A standstill agreement that postponed claims that a party "has or may have against the other" did not cover fraud claims.  The old epithet "fraud unravels all", although too general and inexact a phrase to be taken simply at face value, applied.  The standstill agreement, between joint defendants (Hyundai Marine & Fire Insurance & anr v Houlder Insurance Services & anr[2015] EWHC 378 (Comm), 27 January 2015), was reached against a known background of negligence.  The second defendant’s fraud was not known to the first defendant.  The fraud claim was allowed to proceed. 

The claimants brought negligence claims against the defendant brokers for the placing of reinsurance which turned out to be invalid. The defendants signed a standstill agreement, agreeing not to sue each other pending the conclusion of the proceedings brought by the claimants. When the standstill agreement was signed, the first defendant was not aware of an apparent fraud by the second defendant. The fraud involved falsifying documents in order to deceive the reinsured and reinsurer about the terms that each were prepared to agree. This fraud allowed the second defendant to benefit from a larger commission. Having discovered the apparent fraud, the first defendant sought to bring a claim against the second defendant. The issue was whether this should be permitted in light of the terms of the standstill agreement.

Standstill agreement terms – wide definition of “claims”
 
Under the terms of the standstill agreement, the defendants each agreed not to bring claims against the other pending the completion of the litigation brought against them by the claimants. “Claims” was defined as any alleged claims, rights or causes of actions that either party has or may have against the other either now existing or accruing before the date of termination of the standstill period. This wording, the judge, Cooke J, considered was undoubtedly wide.

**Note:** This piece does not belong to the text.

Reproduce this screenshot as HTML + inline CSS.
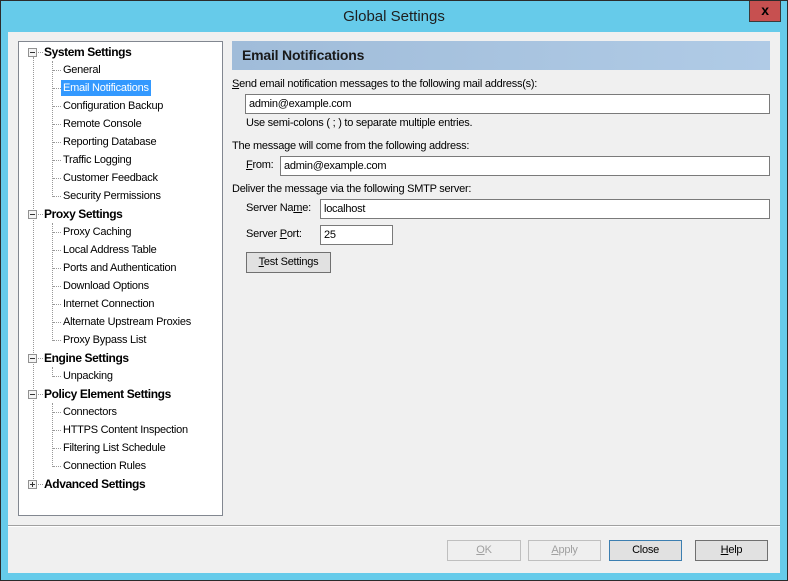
<!DOCTYPE html>
<html><head><meta charset="utf-8"><style>
*{margin:0;padding:0;box-sizing:border-box}
html,body{width:788px;height:581px;overflow:hidden}
body{background:#66cbea;font-family:"Liberation Sans",Arial,sans-serif;font-size:11px;letter-spacing:-0.25px;color:#000;position:relative;border:1px solid #2b2b2b}
.a{position:absolute;white-space:nowrap}
.title{left:0;width:786px;top:7px;text-align:center;font-size:15px;letter-spacing:0;color:#1e1e1e}
.x{left:748px;top:0;width:32px;height:21px;background:#c75050;border:1px solid #3a3a3a;border-top:none;color:#000;font-weight:bold;font-size:14px;text-align:center;line-height:19px}
.main{left:7px;top:31px;width:772px;height:541px;background:#f0f0f0}
.tree{left:17px;top:40px;width:205px;height:475px;background:#fff;border:1px solid #828790}
.it{height:18px;line-height:18px}
.h{font-weight:bold;font-size:12px;letter-spacing:-0.4px;left:43px}
.c{left:62px}
.sel{background:#3399ff;color:#fff;padding:0 2px;left:60px;line-height:16px;height:16px}
.vl{border-left:1px dotted #999;width:0}
.hl{border-top:1px dotted #999;height:0}
.box{width:9px;height:9px;border:1px solid #919191;background:#f4f4f4;left:27px}
.box:before{content:"";position:absolute;left:1px;top:3px;width:5px;height:1px;background:#333}
.plus:after{content:"";position:absolute;left:3px;top:1px;width:1px;height:5px;background:#333}
.hdr{left:231px;top:40px;width:538px;height:29px;background:linear-gradient(90deg,#a0bcd9,#b0cbe6);font-weight:bold;font-size:14px;letter-spacing:-0.2px;line-height:29px;padding-left:10px;color:#1a1a1a}
.in{background:#fff;border:1px solid #7a7a7a;height:20px;line-height:18px;padding-left:3px}
.btn{border:1px solid #707070;background:#e1e1e1;height:21px;line-height:19px;text-align:center}
.dis{border-color:#bfbfbf;color:#a0a0a0;background:#efefef}
u{text-decoration:underline}
</style></head><body>
<div class="a title">Global Settings</div>
<div class="a x">x</div>
<div class="a main"></div>
<div class="a tree"></div>

<div class="a vl" style="left:32px;top:56px;height:428px"></div>
<div class="a vl" style="left:51px;top:60px;height:136px"></div>
<div class="a vl" style="left:51px;top:222px;height:118px"></div>
<div class="a vl" style="left:51px;top:366px;height:10px"></div>
<div class="a vl" style="left:51px;top:402px;height:64px"></div>

<div class="a box" style="top:47px"></div>
<div class="a box" style="top:209px"></div>
<div class="a box" style="top:353px"></div>
<div class="a box" style="top:389px"></div>
<div class="a box plus" style="top:479px"></div>

<div class="a hl" style="left:37px;top:51px;width:5px"></div>
<div class="a hl" style="left:37px;top:213px;width:5px"></div>
<div class="a hl" style="left:37px;top:357px;width:5px"></div>
<div class="a hl" style="left:37px;top:393px;width:5px"></div>
<div class="a hl" style="left:37px;top:483px;width:5px"></div>

<div class="a hl" style="left:52px;top:69px;width:8px"></div>
<div class="a hl" style="left:52px;top:87px;width:8px"></div>
<div class="a hl" style="left:52px;top:105px;width:8px"></div>
<div class="a hl" style="left:52px;top:123px;width:8px"></div>
<div class="a hl" style="left:52px;top:141px;width:8px"></div>
<div class="a hl" style="left:52px;top:159px;width:8px"></div>
<div class="a hl" style="left:52px;top:177px;width:8px"></div>
<div class="a hl" style="left:52px;top:195px;width:8px"></div>
<div class="a hl" style="left:52px;top:231px;width:8px"></div>
<div class="a hl" style="left:52px;top:249px;width:8px"></div>
<div class="a hl" style="left:52px;top:267px;width:8px"></div>
<div class="a hl" style="left:52px;top:285px;width:8px"></div>
<div class="a hl" style="left:52px;top:303px;width:8px"></div>
<div class="a hl" style="left:52px;top:321px;width:8px"></div>
<div class="a hl" style="left:52px;top:339px;width:8px"></div>
<div class="a hl" style="left:52px;top:375px;width:8px"></div>
<div class="a hl" style="left:52px;top:411px;width:8px"></div>
<div class="a hl" style="left:52px;top:429px;width:8px"></div>
<div class="a hl" style="left:52px;top:447px;width:8px"></div>
<div class="a hl" style="left:52px;top:465px;width:8px"></div>

<div class="a it h" style="top:42px">System Settings</div>
<div class="a it c" style="top:60px">General</div>
<div class="a it sel" style="top:79px">Email Notifications</div>
<div class="a it c" style="top:96px">Configuration Backup</div>
<div class="a it c" style="top:114px">Remote Console</div>
<div class="a it c" style="top:132px">Reporting Database</div>
<div class="a it c" style="top:150px">Traffic Logging</div>
<div class="a it c" style="top:168px">Customer Feedback</div>
<div class="a it c" style="top:186px">Security Permissions</div>
<div class="a it h" style="top:204px">Proxy Settings</div>
<div class="a it c" style="top:222px">Proxy Caching</div>
<div class="a it c" style="top:240px">Local Address Table</div>
<div class="a it c" style="top:258px">Ports and Authentication</div>
<div class="a it c" style="top:276px">Download Options</div>
<div class="a it c" style="top:294px">Internet Connection</div>
<div class="a it c" style="top:312px">Alternate Upstream Proxies</div>
<div class="a it c" style="top:330px">Proxy Bypass List</div>
<div class="a it h" style="top:348px">Engine Settings</div>
<div class="a it c" style="top:366px">Unpacking</div>
<div class="a it h" style="top:384px">Policy Element Settings</div>
<div class="a it c" style="top:402px">Connectors</div>
<div class="a it c" style="top:420px">HTTPS Content Inspection</div>
<div class="a it c" style="top:438px">Filtering List Schedule</div>
<div class="a it c" style="top:456px">Connection Rules</div>
<div class="a it h" style="top:474px">Advanced Settings</div>

<div class="a hdr">Email Notifications</div>
<div class="a" style="left:231px;top:77px"><u>S</u>end email notification messages to the following mail address(s):</div>
<div class="a in" style="left:244px;top:93px;width:525px">admin@example.com</div>
<div class="a" style="left:245px;top:116px">Use semi-colons ( ; ) to separate multiple entries.</div>
<div class="a" style="left:231px;top:139px">The message will come from the following address:</div>
<div class="a" style="left:245px;top:158px"><u>F</u>rom:</div>
<div class="a in" style="left:279px;top:155px;width:490px">admin@example.com</div>
<div class="a" style="left:231px;top:182px">Deliver the message via the following SMTP server:</div>
<div class="a" style="left:245px;top:201px">Server Na<u>m</u>e:</div>
<div class="a in" style="left:319px;top:198px;width:450px">localhost</div>
<div class="a" style="left:245px;top:227px">Server <u>P</u>ort:</div>
<div class="a in" style="left:319px;top:224px;width:73px">25</div>
<div class="a btn" style="left:245px;top:251px;width:85px"><u>T</u>est Settings</div>

<div class="a" style="left:7px;top:524px;width:772px;height:2px;border-top:1px solid #a0a0a0;border-bottom:1px solid #fff"></div>
<div class="a btn dis" style="left:446px;top:539px;width:74px"><u>O</u>K</div>
<div class="a btn dis" style="left:527px;top:539px;width:73px"><u>A</u>pply</div>
<div class="a btn" style="left:608px;top:539px;width:73px;border-color:#3c7fb1">Close</div>
<div class="a btn" style="left:694px;top:539px;width:73px"><u>H</u>elp</div>
</body></html>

The standstill agreement prevented the parties from raising any limitation defences in respect of any dispute between them. The terminology used for this differed, and applied to any such defences “whether known or unknown” (as opposed to claims that a party “has or may have”). One issue that arose for consideration was whether the different wording had any bearing on the analysis.

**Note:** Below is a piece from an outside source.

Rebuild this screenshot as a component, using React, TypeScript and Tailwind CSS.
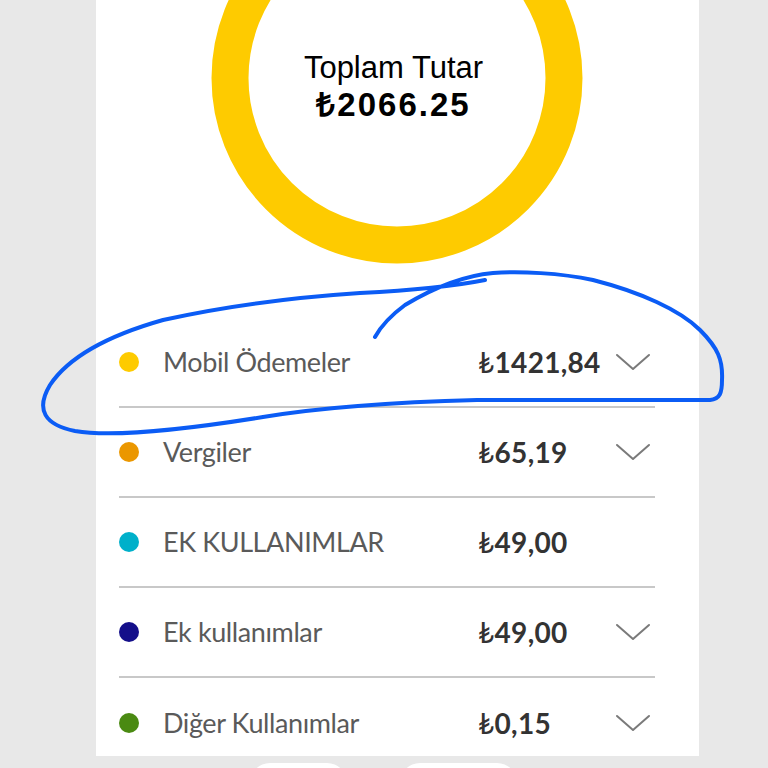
import React from "react";

const rows = [
  { label: "Mobil Ödemeler", amount: "1421,84", color: "bg-[#fecb00]", chevron: true },
  { label: "Vergiler", amount: "65,19", color: "bg-[#eb9700]", chevron: true },
  { label: "EK KULLANIMLAR", amount: "49,00", color: "bg-[#00b0ca]", chevron: false },
  { label: "Ek kullanımlar", amount: "49,00", color: "bg-[#140f8a]", chevron: true },
  { label: "Diğer Kullanımlar", amount: "0,15", color: "bg-[#4a8a12]", chevron: true },
];

function Chevron() {
  return (
    <svg width="36" height="20" viewBox="0 0 36 20" className="shrink-0 ml-[2px]">
      <path d="M2 3 L18 17 L34 3" fill="none" stroke="#7a7a7a" strokeWidth="2" strokeLinecap="round" strokeLinejoin="round" />
    </svg>
  );
}

export default function App() {
  return (
    <div className="relative w-[768px] h-[768px] overflow-hidden bg-[#e8e8e8]">
      <div className="ml-[96px] w-[603px] h-[756px] bg-white flex flex-col overflow-hidden">
        <div className="relative h-[318px] shrink-0 flex justify-center">
          <svg width="372" height="372" viewBox="0 0 372 372" className="mt-[-108px] ml-[-2px]">
            <circle cx="186" cy="186" r="167" fill="none" stroke="#fecb00" strokeWidth="37" />
          </svg>
          <div className="absolute left-0 right-0 top-[49px] flex flex-col items-center ml-[-8px] text-black" style={{ fontFamily: '"Liberation Sans", Arial, sans-serif' }}>
            <div className="text-[31px] leading-[37px]">Toplam Tutar</div>
            <div className="text-[33px] leading-[37px] font-bold tracking-[2px]">₺2066.25</div>
          </div>
        </div>
        <div className="flex flex-col pl-[23px] pr-[44px] shrink-0" style={{ fontFamily: 'Lato, "Open Sans", sans-serif' }}>
          {rows.map((r, i) => (
            <div key={i} className={`flex items-center h-[90px] shrink-0 ${i < rows.length - 1 ? "border-b-2 border-[#c8c8c8]" : ""}`}>
              <span className={`w-[20px] h-[20px] rounded-full shrink-0 ${r.color}`} />
              <span className="ml-[24px] text-[27px] text-[#5a5a5a] tracking-[-0.4px] w-[315px] shrink-0">{r.label}</span>
              <span className="text-[28px] font-bold text-[#333] w-[135px] shrink-0 tracking-[0.3px]">
                <span className="font-normal">₺</span>{r.amount}
              </span>
              {r.chevron && <Chevron />}
            </div>
          ))}
        </div>
      </div>
      <div className="absolute top-[763px] left-[250px] w-[97px] h-[30px] rounded-t-[20px] bg-white" />
      <div className="absolute top-[763px] left-[400px] w-[117px] h-[30px] rounded-t-[20px] bg-white" />
      <svg className="absolute left-0 top-0 pointer-events-none" width="768" height="768" viewBox="0 0 768 768">
        <path
          d="M485 280 C455 286 420 290 360 293 C300 297 230 305 163 320 C110 335 70 355 50 385 C35 410 45 425 75 431 C110 437 170 432 263 417 C330 406 400 402 477 400 L710 400 C720 399 722 393 722 380 C723 360 718 348 700 330 C680 310 640 292 593 280 C560 273 520 271 493 273 C460 276 430 290 405 305 C390 316 380 328 375 337"
          fill="none"
          stroke="#0b5cf5"
          strokeWidth="4"
          strokeLinecap="round"
          strokeLinejoin="round"
        />
      </svg>
    </div>
  );
}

The standstill agreement incorporated an “entire agreement” clause which precluded the parties from any rights or remedies other than as expressly set out in the agreement. That clause was expressed as not limiting or excluding any liability for fraud. It was accepted that the effect of this clause was to render the standstill agreement voidable in the event of fraud. Whether it had in fact been voided was in dispute.

Approach to construction

In deciding whether claims for unknown fraud were covered by the standstill agreement, Cooke J noted that it was clear from all the authorities that the court must approach the agreement with caution. Was the type of claim the first defendant sought to bring covered by the wide definition of claims?

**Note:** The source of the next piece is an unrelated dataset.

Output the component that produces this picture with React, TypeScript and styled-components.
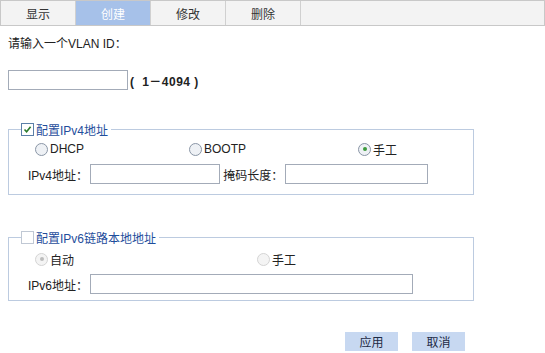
import React, { useState } from "react";
import styled, { createGlobalStyle } from "styled-components";

const GlobalStyle = createGlobalStyle`
  body {
    margin: 0;
    background: #ffffff;
    font-family: "Liberation Sans", "Noto Sans CJK SC", sans-serif;
    font-size: 12px;
    color: #222;
  }
`;

const Page = styled.div`
  width: 545px;
  height: 353px;
  overflow: hidden;
`;

const TabBar = styled.div`
  display: flex;
  height: 24px;
  border: 1px solid #c8c8c8;
  background: #f3f3f3;
`;

const Tab = styled.div<{ $active?: boolean }>`
  width: 74px;
  display: flex;
  align-items: center;
  justify-content: center;
  border-right: 1px solid #d0d0d0;
  background: ${(p) => (p.$active ? "#a6c1e9" : "transparent")};
  color: ${(p) => (p.$active ? "#ffffff" : "#333")};
`;

const Content = styled.div`
  padding: 11px 8px 0 8px;
`;

const Prompt = styled.div`
  height: 14px;
  line-height: 14px;
`;

const IdRow = styled.div`
  display: flex;
  align-items: center;
  margin-top: 19px;
  gap: 2px;
`;

const TextBox = styled.input<{ $w: number }>`
  width: ${(p) => p.$w}px;
  height: 20px;
  box-sizing: border-box;
  border: 1px solid #a3abb8;
  padding: 0 3px;
  font: inherit;
`;

const Range = styled.span`
  font-weight: bold;
  color: #222;
  letter-spacing: 0.5px;
`;

const Group = styled.fieldset<{ $top: number; $h: number }>`
  margin: ${(p) => p.$top}px 0 0 0;
  width: 466px;
  height: ${(p) => p.$h}px;
  box-sizing: border-box;
  border: 1px solid #bccbe0;
  padding: 0 0 0 26px;
`;

const Legend = styled.legend`
  padding: 0 3px 0 0;
  margin-left: -14px;
  display: flex;
  align-items: center;
  gap: 2px;
  color: #1f4e9c;
`;

const Box = styled.span<{ $on?: boolean }>`
  width: 11px;
  height: 11px;
  border: 1px solid ${(p) => (p.$on ? "#5b7fa8" : "#c0c8d4")};
  background: #fff;
  display: inline-flex;
  align-items: center;
  justify-content: center;
`;

const RadioRow = styled.div<{ $gap?: number }>`
  display: flex;
  height: 18px;
  align-items: center;
  margin-top: ${(p) => p.$gap ?? 2}px;
`;

const RadioItem = styled.label<{ $w: number }>`
  width: ${(p) => p.$w}px;
  display: flex;
  align-items: center;
  gap: 2px;
  color: #222;
`;

const Dot = styled.span<{ $on?: boolean; $off?: boolean }>`
  width: 11px;
  height: 11px;
  border-radius: 50%;
  border: 1px solid ${(p) => (p.$off ? "#d4d4d4" : "#8a96a6")};
  background: ${(p) => (p.$off ? "#f4f4f4" : "#eef1f5")};
  display: inline-flex;
  align-items: center;
  justify-content: center;
  &::after {
    content: "";
    width: 4px;
    height: 4px;
    border-radius: 50%;
    background: ${(p) => (p.$off ? "#bcbcbc" : "#3b9a3b")};
    display: ${(p) => (p.$on ? "block" : "none")};
  }
`;

const FieldRow = styled.div`
  display: flex;
  align-items: center;
  margin-top: 6px;
  margin-left: -7px;
`;

const Label = styled.span<{ $w: number }>`
  width: ${(p) => p.$w}px;
`;

const Actions = styled.div`
  display: flex;
  gap: 14px;
  margin: 31px 0 0 337px;
`;

const Button = styled.button`
  width: 53px;
  height: 19px;
  border: none;
  background: #c7d8f1;
  color: #1d2a44;
  font: inherit;
  padding: 0;
`;

const Check = () => (
  <svg width="9" height="9" viewBox="0 0 9 9">
    <path d="M1.5 4.5 L3.6 6.8 L7.6 1.8" stroke="#2a7a2a" strokeWidth="1.6" fill="none" />
  </svg>
);

export default function App() {
  const [mode] = useState("manual");
  return (
    <Page>
      <GlobalStyle />
      <TabBar>
        <Tab>显示</Tab>
        <Tab $active>创建</Tab>
        <Tab>修改</Tab>
        <Tab>删除</Tab>
      </TabBar>
      <Content>
        <Prompt>请输入一个VLAN ID：</Prompt>
        <IdRow>
          <TextBox $w={120} />
          <Range>(&nbsp; 1－4094 )</Range>
        </IdRow>
        <Group $top={31} $h={74}>
          <Legend>
            <Box $on>
              <Check />
            </Box>
            配置IPv4地址
          </Legend>
          <RadioRow>
            <RadioItem $w={154}>
              <Dot $on={mode === "dhcp"} />
              DHCP
            </RadioItem>
            <RadioItem $w={169}>
              <Dot $on={mode === "bootp"} />
              BOOTP
            </RadioItem>
            <RadioItem $w={60}>
              <Dot $on={mode === "manual"} />
              手工
            </RadioItem>
          </RadioRow>
          <FieldRow>
            <Label $w={62}>IPv4地址：</Label>
            <TextBox $w={130} />
            <Label $w={65}>&nbsp;掩码长度：</Label>
            <TextBox $w={143} />
          </FieldRow>
        </Group>
        <Group $top={34} $h={72}>
          <Legend>
            <Box />
            配置IPv6链路本地地址
          </Legend>
          <RadioRow $gap={4}>
            <RadioItem $w={222}>
              <Dot $on $off />
              自动
            </RadioItem>
            <RadioItem $w={60}>
              <Dot $off />
              手工
            </RadioItem>
          </RadioRow>
          <FieldRow>
            <Label $w={62}>IPv6地址：</Label>
            <TextBox $w={323} />
          </FieldRow>
        </Group>
        <Actions>
          <Button>应用</Button>
          <Button>取消</Button>
        </Actions>
      </Content>
    </Page>
  );
}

The court rejected an argument that the absence of the wording “known or unknown” from the definition of claims meant that only known claims were covered. This interpretation would exclude unknown claims, including unknown fraud claims, from the type of claims covered by the standstill agreement. However, Cooke J considered that the definition of an existing claim that a party “may have” could encompass unknown claims as well as known ones.

Cooke J thought it was clear that, if the parties had been asked whether fraud claims could fall within the terms of the standstill agreement, then neither party would have said yes. On its proper construction, therefore, the agreement had no application to fraud claims. The old epithet, “fraud unravels all” is too general and inexact a phrase to be taken simply at face value. However it was of application in construing an agreement where at the time of entering into it, the parties had in mind the negligence claims being brought against them, not claims of fraud by one broker on another, or by one broker on the reinsured or the reinsurer. Another relevant factor was that, as the standstill agreement was expressly stated to be voidable if induced by fraud, it was highly unlikely that it was intended to encompass fraud claims.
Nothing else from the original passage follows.